When a lift-out is planned and executed well, the expertise and experience of the group will give a boost to your company’s bottom line almost immediately. However, irrespective of how a lift-out is executed, it is a disruptive and destructive event that a client has to face. Therefore, the services of an executive search firm will be of immense help in implementing a lift-out. Such a firm would be well versed in handling legal issues that are likely to arise when attempting a lift-out.

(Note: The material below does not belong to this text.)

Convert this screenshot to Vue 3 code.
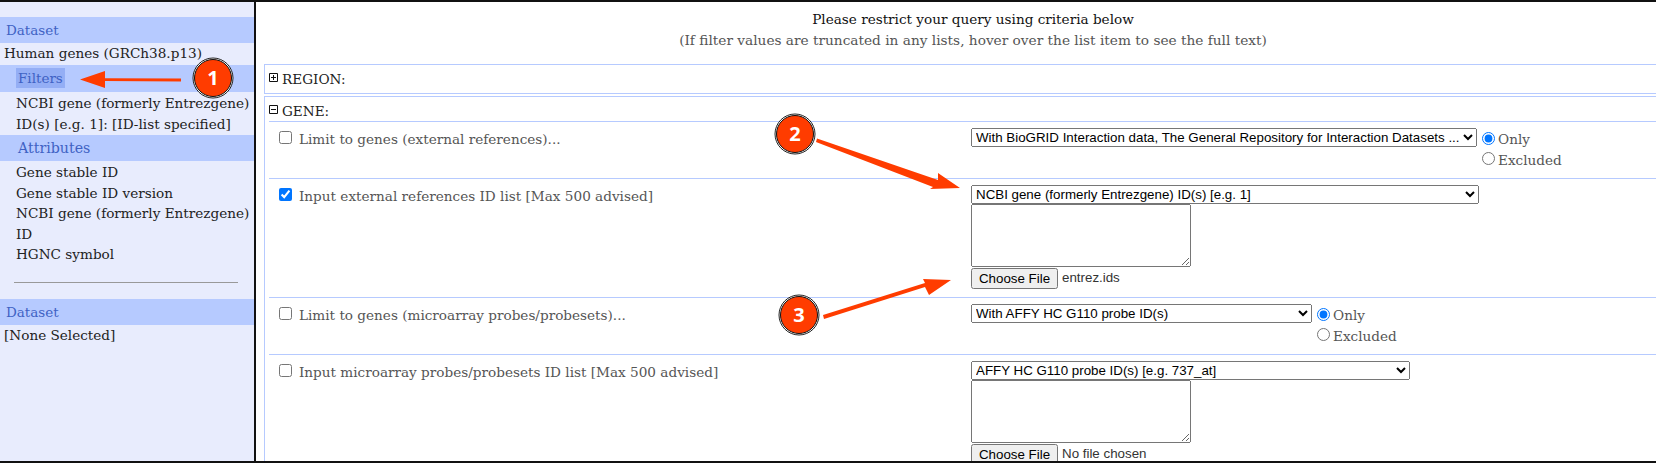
<script setup>
const attributes = ['Gene stable ID', 'Gene stable ID version', 'NCBI gene (formerly Entrezgene) ID', 'HGNC symbol']
</script>

<template>
  <div class="page">
    <aside class="side">
      <div class="band first">Dataset</div>
      <div class="dataset">Human genes (GRCh38.p13)</div>
      <div class="band sub filters"><span class="picked">Filters</span></div>
      <div class="summary">NCBI gene (formerly Entrezgene) ID(s) [e.g. 1]: [ID-list specified]</div>
      <div class="band sub attrs">Attributes</div>
      <div class="attr-list">
        <div v-for="a in attributes" :key="a">{{ a }}</div>
      </div>
      <hr class="rule" />
      <div class="band">Dataset</div>
      <div class="dataset">[None Selected]</div>
    </aside>

    <main class="main">
      <div class="head">
        <div class="title">Please restrict your query using criteria below</div>
        <div class="hint">(If filter values are truncated in any lists, hover over the list item to see the full text)</div>
      </div>

      <section class="box region">
        <div class="box-title">
          <svg class="toggle" width="9" height="9" viewBox="0 0 9 9"><path d="M.5.5h8v8h-8zM2 4.5h5M4.5 2v5" fill="none" stroke="#111" /></svg>
          <span>REGION:</span>
        </div>
      </section>

      <section class="box gene">
        <div class="box-title gene-title">
          <svg class="toggle" width="9" height="9" viewBox="0 0 9 9"><path d="M.5.5h8v8h-8zM2 4.5h5" fill="none" stroke="#111" /></svg>
          <span>GENE:</span>
        </div>

        <div class="row short">
          <label class="lbl"><input type="checkbox" />Limit to genes (external references)...</label>
          <div class="ctl inline">
            <select class="w-bio"><option>With BioGRID Interaction data, The General Repository for Interaction Datasets ...</option></select>
            <div class="radios">
              <label><input type="radio" name="r1" checked />Only</label>
              <label><input type="radio" name="r1" />Excluded</label>
            </div>
          </div>
        </div>

        <div class="row tall">
          <label class="lbl"><input type="checkbox" checked />Input external references ID list [Max 500 advised]</label>
          <div class="ctl">
            <select class="w-ncbi"><option>NCBI gene (formerly Entrezgene) ID(s) [e.g. 1]</option></select>
            <textarea class="ids"></textarea>
            <div class="file"><button type="button">Choose File</button><span>entrez.ids</span></div>
          </div>
        </div>

        <div class="row short">
          <label class="lbl"><input type="checkbox" />Limit to genes (microarray probes/probesets)...</label>
          <div class="ctl inline">
            <select class="w-affy"><option>With AFFY HC G110 probe ID(s)</option></select>
            <div class="radios">
              <label><input type="radio" name="r2" checked />Only</label>
              <label><input type="radio" name="r2" />Excluded</label>
            </div>
          </div>
        </div>

        <div class="row tall last">
          <label class="lbl"><input type="checkbox" />Input microarray probes/probesets ID list [Max 500 advised]</label>
          <div class="ctl">
            <select class="w-probe"><option>AFFY HC G110 probe ID(s) [e.g. 737_at]</option></select>
            <textarea class="ids"></textarea>
            <div class="file"><button type="button">Choose File</button><span>No file chosen</span></div>
          </div>
        </div>
      </section>
    </main>

    <svg class="notes" width="1656" height="468" viewBox="0 0 1656 468">
      <g fill="#ff3c00">
        <path d="M181 78.500L105 78.200V71L80 79.500L105 88V81L181 81.500Z" />
        <path d="M817 138.500L816 142L933 187L930 189L960 188L938 173L938 180Z" />
        <path d="M823 315L824 319L925 287L929 295L951 280L923 279L925 283Z" />
      </g>
      <g v-for="b in [[213, 78, '1'], [795, 134, '2'], [799, 315, '3']]" :key="b[2]">
        <circle :cx="b[0]" :cy="b[1]" r="20" fill="#fff" stroke="#222" stroke-width="1" />
        <circle :cx="b[0]" :cy="b[1]" r="18.500" fill="#ff3c00" stroke="#111" stroke-width="1" />
        <text :x="b[0]" :y="b[1] + 7" class="num" text-anchor="middle">{{ b[2] }}</text>
      </g>
    </svg>
  </div>
</template>

<style>
body {
  background: #fff;
}
</style>

<style scoped>
.page {
  position: relative;
  display: flex;
  width: 1656px;
  height: 463px;
  box-sizing: border-box;
  border-top: 2px solid #111;
  border-bottom: 2px solid #111;
  overflow: hidden;
  font-family: "DejaVu Serif", "Liberation Serif", serif;
  font-size: 13.600px;
  line-height: 20.500px;
  color: #222;
}
.side {
  width: 254px;
  flex: none;
  background: #e8ecfd;
  border-right: 2px solid #111;
}
.band {
  height: 26px;
  padding-left: 6px;
  background: #b6caff;
  color: #3f62c4;
  font-size: 13.500px;
  line-height: 26px;
}
.band.first {
  margin-top: 15px;
}
.band.sub {
  padding-left: 16px;
}
.band.attrs {
  padding-left: 18px;
  font-size: 14.200px;
}
.filters {
  height: 27px;
}
.picked {
  display: inline-block;
  height: 20px;
  margin-top: 3px;
  padding: 0 2px 0 2px;
  line-height: 20px;
  background: #94aef5;
}
.dataset {
  padding: 0 4px;
  height: 22px;
  line-height: 21px;
}
.summary {
  height: 42px;
  padding: 1px 0 0 16px;
  white-space: normal;
}
.attr-list {
  padding: 1px 0 0 16px;
}
.rule {
  width: 224px;
  margin: 17px 0 16px 14px;
  border: 0;
  border-top: 1px solid #999;
}
.main {
  flex: 1;
  min-width: 0;
  padding-left: 8px;
  overflow: hidden;
}
.head {
  height: 62px;
  padding: 8px 0 0 26px;
  box-sizing: border-box;
  text-align: center;
}
.title {
  color: #111;
  line-height: 19.500px;
}
.hint {
  color: #555;
  font-size: 13.700px;
}
.box {
  border: 1px solid #b6caff;
  border-right: 0;
  padding-left: 4px;
}
.region {
  height: 30px;
  box-sizing: border-box;
  margin-bottom: 2px;
}
.box-title {
  display: flex;
  align-items: center;
  gap: 4px;
  height: 24px;
}
.box-title span {
  margin-top: 4px;
}
.gene {
  border-bottom: 0;
}
.gene-title {
  border-bottom: 1px solid #b6caff;
}
.row {
  display: grid;
  grid-template-columns: 702px 1fr;
  border-bottom: 1px solid #b6caff;
}
.short {
  height: 56px;
}
.tall {
  height: 118px;
}
.last {
  border-bottom: 0;
}
.lbl {
  display: flex;
  align-items: flex-start;
  padding: 7px 0 0 10px;
  color: #555;
}
.lbl input {
  width: 13px;
  height: 13px;
  margin: 2px 7px 0 0;
}
.ctl {
  padding-top: 6px;
}
.inline {
  display: flex;
  align-items: flex-start;
}
select,
button,
.file span {
  font-family: "Liberation Sans", Arial, sans-serif;
  font-size: 13.333px;
}
select {
  display: block;
  height: 19px;
  color: #000;
}
.w-bio {
  width: 506px;
}
.w-ncbi {
  width: 508px;
}
.w-affy {
  width: 341px;
}
.w-probe {
  width: 439px;
}
.ids {
  display: block;
  width: 220px;
  height: 63px;
  box-sizing: border-box;
  margin: 0;
}
.file {
  display: flex;
  align-items: center;
  gap: 4px;
  margin-top: 1px;
}
.file button {
  width: 87px;
  height: 21px;
  padding: 0;
}
.file span {
  color: #333;
}
.radios {
  display: flex;
  flex-direction: column;
  margin-left: 5px;
  padding-top: 1px;
  color: #555;
}
.radios label {
  display: flex;
  align-items: center;
  height: 20.500px;
}
.radios input {
  width: 13px;
  height: 13px;
  margin: -2px 3px 0 0;
}
.notes {
  position: absolute;
  left: 0;
  top: -2px;
  pointer-events: none;
}
.num {
  fill: #fff;
  font-family: "Open Sans", "DejaVu Sans", sans-serif;
  font-size: 20px;
  font-weight: 700;
}
</style>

Protecting yourself against a Lift-out

As far as companies are concerned, it pays to periodically review the contractual obligations that have been placed on employees, diversify risk by spreading customer relationship responsibilities to multiple employees, establish a contingency plan to deal with a lift-out, identify as well as protect trade secrets and confidential information and constantly monitor employees who access confidential information in order to reduce the chances of a lift-out.

On the other hand, the aspects to be considered when responding to a lift-out could include quick action; mapping out a legal strategy; collecting, preserving and analyzing evidence related to the conspiracy; developing a factual narrative; and differentiating legal issues from business issues.